Meet Dr. Wendy Osefo, assistant professor at Johns Hopkins School of Education, and TV personality on BRAVO TV’s “Real Housewives of Potomac.” Wendy is married to her husband Edward and is mom to three children, ages 7, 5 and 13 months.
What do you love about the work you do?
At Hopkins, I love being able to shape the minds of tomorrow’s leaders. Also, I love being able to mold the way my students view policy.
What do you love about being a mom?
Motherhood is the greatest blessing I have ever received.
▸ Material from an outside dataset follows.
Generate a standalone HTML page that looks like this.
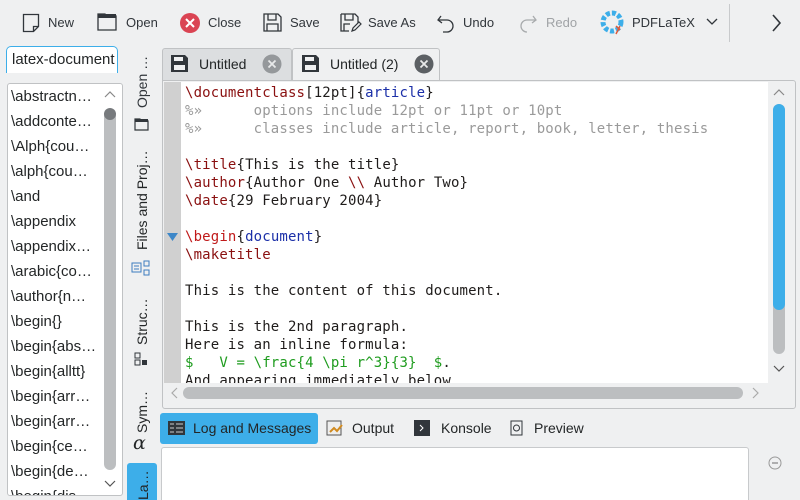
<!DOCTYPE html>
<html><head><meta charset="utf-8"><style>
*{box-sizing:border-box;margin:0;padding:0}
html,body{width:800px;height:500px;overflow:hidden}
body{background:#eff0f1;font-family:"Liberation Sans","DejaVu Sans",sans-serif;font-size:14px;color:#232627;position:relative}
.a{position:absolute}
.tb{top:0;height:45px;left:0;width:800px}
.tbi{position:absolute;top:15px;font-size:13px;color:#31363b}
.list div{height:25px;line-height:25px;padding-left:3px;font-size:15px;white-space:nowrap}
.code{font-family:"DejaVu Sans Mono",monospace;font-size:14px;letter-spacing:.15px;line-height:18px;white-space:pre;color:#1f1c1b}
.k{color:#8a1010}.b{color:#1b2fa8}.c{color:#9a9a9a}.g{color:#1f9c1f}.r{color:#c01a1a}
.vt{writing-mode:vertical-rl;transform:rotate(180deg);font-size:14px;position:absolute;left:134px}
</style></head><body>
<div class="a tb">
 <svg class="a" style="left:22px;top:13px" width="18" height="20"><path d="M1.5 1.5h15v12l-5 5h-10z M11.5 18.5v-5h5" fill="none" stroke="#31363b" stroke-width="1.3"/></svg>
 <span class="tbi" style="left:48px">New</span>
 <svg class="a" style="left:97px;top:13px" width="20" height="18"><path d="M1 1h7l2 2h9v14H1z" fill="none" stroke="#31363b" stroke-width="1.3"/><rect x="1" y="1" width="18" height="4" fill="#31363b"/></svg>
 <span class="tbi" style="left:126px">Open</span>
 <svg class="a" style="left:180px;top:13px" width="20" height="20"><circle cx="10" cy="10" r="10" fill="#da4453"/><path d="M6 6l8 8M14 6l-8 8" stroke="#fff" stroke-width="2"/></svg>
 <span class="tbi" style="left:208px">Close</span>
 <svg class="a" style="left:263px;top:13px" width="19" height="19"><path d="M1 1h14l3 3v14H1z M5 1v6h8V1 M4 18v-7h11v7" fill="none" stroke="#31363b" stroke-width="1.3"/></svg>
 <span class="tbi" style="left:290px">Save</span>
 <svg class="a" style="left:340px;top:13px" width="22" height="20"><path d="M1 1h14l3 3v6 M9 18H1V1 M5 1v6h8V1 M4 18v-7h6" fill="none" stroke="#31363b" stroke-width="1.3"/><path d="M12 18l1-3 6-6 2 2-6 6z" fill="none" stroke="#31363b" stroke-width="1.2"/></svg>
 <span class="tbi" style="left:368px">Save As</span>
 <svg class="a" style="left:437px;top:13px" width="18" height="20"><path d="M4 3L1 7l4 3 M1 7h9a6 6 0 0 1 0 12H6" fill="none" stroke="#31363b" stroke-width="1.3"/></svg>
 <span class="tbi" style="left:463px">Undo</span>
 <svg class="a" style="left:519px;top:13px" width="18" height="20"><path d="M14 3l3 4-4 3 M17 7H8a6 6 0 0 0 0 12" fill="none" stroke="#a8abad" stroke-width="1.3"/></svg>
 <span class="tbi" style="left:546px;color:#a0a3a6">Redo</span>
 <svg class="a" style="left:600px;top:10px" width="26" height="26"><circle cx="12" cy="12" r="9" fill="none" stroke="#3daee9" stroke-width="5" stroke-dasharray="4 2"/><path d="M16 16l4 4M20 16l-4 8" stroke="#e05a3a" stroke-width="1.5"/></svg>
 <span class="tbi" style="left:632px">PDFLaTeX</span>
 <svg class="a" style="left:706px;top:18px" width="12" height="8"><path d="M1 1l5 5 5-5" fill="none" stroke="#31363b" stroke-width="1.3"/></svg>
 <div class="a" style="left:729px;top:4px;width:1px;height:38px;background:#c8cacc"></div>
 <svg class="a" style="left:772px;top:14px" width="10" height="18"><path d="M1 1l7 8-7 8" fill="none" stroke="#31363b" stroke-width="1.6"/></svg>
</div>
<div class="a" style="left:6px;top:46px;width:112px;height:27px;border:1px solid #3daee9;border-top-left-radius:5px;border-top-right-radius:5px;border-bottom:none;background:#fff"></div>
<div class="a" style="left:12px;top:51px;font-size:15px">latex-document</div>
<div class="a list" style="left:7px;top:83px;width:116px;height:413px;background:#fff;border:1px solid #c0c2c4;border-radius:3px;overflow:hidden">
 <div>\abstractn…</div><div>\addconte…</div><div>\Alph{cou…</div><div>\alph{cou…</div><div>\and</div><div>\appendix</div><div>\appendix…</div><div>\arabic{co…</div><div>\author{n…</div><div>\begin{}</div><div>\begin{abs…</div><div>\begin{alltt}</div><div>\begin{arr…</div><div>\begin{arr…</div><div>\begin{ce…</div><div>\begin{de…</div><div>\begin{dis…</div>
</div>
<div class="a" style="left:104px;top:110px;width:12px;height:360px;background:#bcbec0;border-radius:6px"></div>
<div class="a" style="left:104px;top:108px;width:12px;height:12px;background:#777a7d;border-radius:6px"></div>
<svg class="a" style="left:104px;top:90px" width="12" height="8"><path d="M1 7l5-5 5 5" fill="none" stroke="#888" stroke-width="1.2"/></svg>
<svg class="a" style="left:104px;top:480px" width="12" height="8"><path d="M1 1l5 5 5-5" fill="none" stroke="#555" stroke-width="1.2"/></svg>
<div class="vt" style="top:52px;height:56px;color:#31363b">Open …</div>
<svg class="a" style="left:134px;top:118px" width="15" height="13"><path d="M1 1h5l1 2h7v9H1z" fill="none" stroke="#31363b" stroke-width="1.2"/><rect x="1" y="1" width="13" height="3" fill="#31363b"/></svg>
<div class="vt" style="top:148px;height:102px">Files and Proj…</div>
<svg class="a" style="left:131px;top:260px" width="20" height="16"><rect x="1" y="3" width="9" height="9" fill="none" stroke="#3d7dc0"/><rect x="13" y="1" width="5" height="5" fill="none" stroke="#3d7dc0"/><rect x="13" y="10" width="5" height="5" fill="none" stroke="#3d7dc0"/><path d="M3 6h5M3 9h5" stroke="#3d7dc0"/></svg>
<div class="vt" style="top:289px;height:56px">Struc…</div>
<svg class="a" style="left:134px;top:352px" width="14" height="14"><rect x="1" y="1" width="5" height="5" fill="none" stroke="#31363b"/><rect x="8" y="8" width="5" height="5" fill="#31363b"/><rect x="1" y="8" width="5" height="5" fill="none" stroke="#31363b"/></svg>
<div class="vt" style="top:385px;height:48px">Sym…</div>
<div class="a" style="left:133px;top:432px;font-family:'DejaVu Serif',serif;font-style:italic;font-size:19px">α</div>
<div class="a" style="left:127px;top:463px;width:30px;height:40px;background:#3daee9;border-radius:3px"></div>
<div class="vt" style="top:470px;height:30px;left:135px">La…</div>
<div class="a" style="left:162px;top:48px;width:130px;height:33px;background:#dcdee0;border:1px solid #c0c2c4;border-bottom:none;border-radius:3px 3px 0 0"></div>
<div class="a" style="left:292px;top:48px;width:148px;height:34px;background:#eff0f1;border:1px solid #c0c2c4;border-bottom:none;border-radius:3px 3px 0 0"></div>
<svg class="a" style="left:171px;top:55px" width="17" height="17"><path d="M0 0h14l3 3v14H0z" fill="#31363b"/><rect x="3" y="2" width="9" height="4" fill="#eff0f1"/><rect x="3" y="10" width="11" height="5" fill="#eff0f1"/></svg>
<span class="a" style="left:199px;top:56px;font-size:14px">Untitled</span>
<svg class="a" style="left:262px;top:54px" width="20" height="20"><circle cx="10" cy="10" r="9.5" fill="#95989b"/><path d="M6.5 6.5l7 7M13.5 6.5l-7 7" stroke="#e8e9ea" stroke-width="1.8"/></svg>
<svg class="a" style="left:302px;top:55px" width="17" height="17"><path d="M0 0h14l3 3v14H0z" fill="#31363b"/><rect x="3" y="2" width="9" height="4" fill="#eff0f1"/><rect x="3" y="10" width="11" height="5" fill="#eff0f1"/></svg>
<span class="a" style="left:330px;top:56px;font-size:14px">Untitled (2)</span>
<svg class="a" style="left:414px;top:54px" width="20" height="20"><circle cx="10" cy="10" r="9.5" fill="#5c6064"/><path d="M6.5 6.5l7 7M13.5 6.5l-7 7" stroke="#e8e9ea" stroke-width="1.8"/></svg>
<div class="a" style="left:162px;top:80px;width:634px;height:329px;border:1px solid #c0c2c4;background:#eff0f1;border-radius:0 3px 3px 3px"></div>
<div class="a" style="left:164px;top:82px;width:604px;height:301px;background:#fff;overflow:hidden">
 <div class="a" style="left:0;top:0;width:17px;height:301px;background:#d0d0d0"></div>
 <svg class="a" style="left:3px;top:151px" width="11" height="8"><path d="M0 0h11L5.5 8z" fill="#3d87c8"/></svg>
 <div class="a code" style="left:21px;top:2px"><span class="k">\documentclass</span>[12pt]{<span class="b">article</span>}
<span class="c">%»      options include 12pt or 11pt or 10pt</span>
<span class="c">%»      classes include article, report, book, letter, thesis</span>

<span class="k">\title</span>{This is the title}
<span class="k">\author</span>{Author One <span class="k">\\</span> Author Two}
<span class="k">\date</span>{29 February 2004}

<span class="r">\begin</span>{<span class="b">document</span>}
<span class="k">\maketitle</span>

This is the content of this document.

This is the 2nd paragraph.
Here is an inline formula:
<span class="g">$   V = \frac{4 \pi r^3}{3}  $</span>.
And appearing immediately below</div>
</div>
<svg class="a" style="left:773px;top:88px" width="12" height="8"><path d="M1 7l5-5 5 5" fill="none" stroke="#888" stroke-width="1.2"/></svg>
<div class="a" style="left:773px;top:104px;width:12px;height:250px;background:#bcbec0;border-radius:6px"></div>
<div class="a" style="left:773px;top:104px;width:12px;height:206px;background:#3daee9;border-radius:6px"></div>
<svg class="a" style="left:773px;top:365px" width="12" height="8"><path d="M1 1l5 5 5-5" fill="none" stroke="#555" stroke-width="1.2"/></svg>
<svg class="a" style="left:170px;top:387px" width="8" height="12"><path d="M7 1L2 6l5 5" fill="none" stroke="#aaa" stroke-width="1.2"/></svg>
<div class="a" style="left:183px;top:387px;width:560px;height:12px;background:#bcbec0;border-radius:6px"></div>
<svg class="a" style="left:752px;top:387px" width="8" height="12"><path d="M1 1l5 5-5 5" fill="none" stroke="#aaa" stroke-width="1.2"/></svg>
<div class="a" style="left:160px;top:413px;width:158px;height:31px;background:#3daee9;border-radius:3px"></div>
<svg class="a" style="left:168px;top:421px" width="17" height="14"><rect width="17" height="14" fill="#31363b"/><path d="M2 3h4M8 3h7M2 7h4M8 7h7M2 11h4M8 11h7" stroke="#ccc"/></svg>
<span class="a" style="left:193px;top:420px;font-size:14px">Log and Messages</span>
<svg class="a" style="left:326px;top:420px" width="18" height="16"><rect x="1" y="1" width="14" height="14" fill="#eee" stroke="#555"/><path d="M4 12l4-4 3 3 5-6" stroke="#d08a20" stroke-width="2" fill="none"/></svg>
<span class="a" style="left:352px;top:420px;font-size:14px">Output</span>
<svg class="a" style="left:414px;top:420px" width="16" height="16"><rect width="16" height="16" fill="#31363b"/><path d="M6 5l3 3-3 3" stroke="#fff" fill="none"/></svg>
<span class="a" style="left:441px;top:420px;font-size:14px">Konsole</span>
<svg class="a" style="left:510px;top:420px" width="14" height="16"><rect x="1" y="1" width="11" height="14" fill="none" stroke="#31363b"/><circle cx="6.5" cy="8" r="3" fill="none" stroke="#31363b"/></svg>
<span class="a" style="left:534px;top:420px;font-size:14px">Preview</span>
<div class="a" style="left:161px;top:447px;width:588px;height:60px;background:#fff;border:1px solid #c8cacc;border-radius:3px"></div>
<svg class="a" style="left:768px;top:456px" width="14" height="14"><circle cx="7" cy="7" r="6" fill="none" stroke="#999"/><path d="M4 7h6" stroke="#999" stroke-width="1.5"/></svg>
</body></html>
The ability to watch my children grow and be kind and loving individuals to each other, to those around them is extremely gratifying.
What do you find challenging about motherhood?
The most challenging thing about motherhood is that you want to give your children everything that you did not receive as a child.
We read that you are the first of the “Real Housewives” to be of Nigerian descent.
Yes, I love my Nigerian culture so deeply. It is the foundation of who I am. It guides me through every day of my life. My husband is also Nigerian, and we enjoy teaching our children about our culture.
How do you juggle everything?
Having a great support system and an amazing husband makes the juggle easier.
Who inspires you?
My own mother. She really pushed us to be so successful. She said, “You know, it matters, what’s in front of your name, but it also matters what’s behind your name.” We knew that we wanted to be successful in our own right, outside of whomever we decided to be in a relationship with. We want to stand on our own.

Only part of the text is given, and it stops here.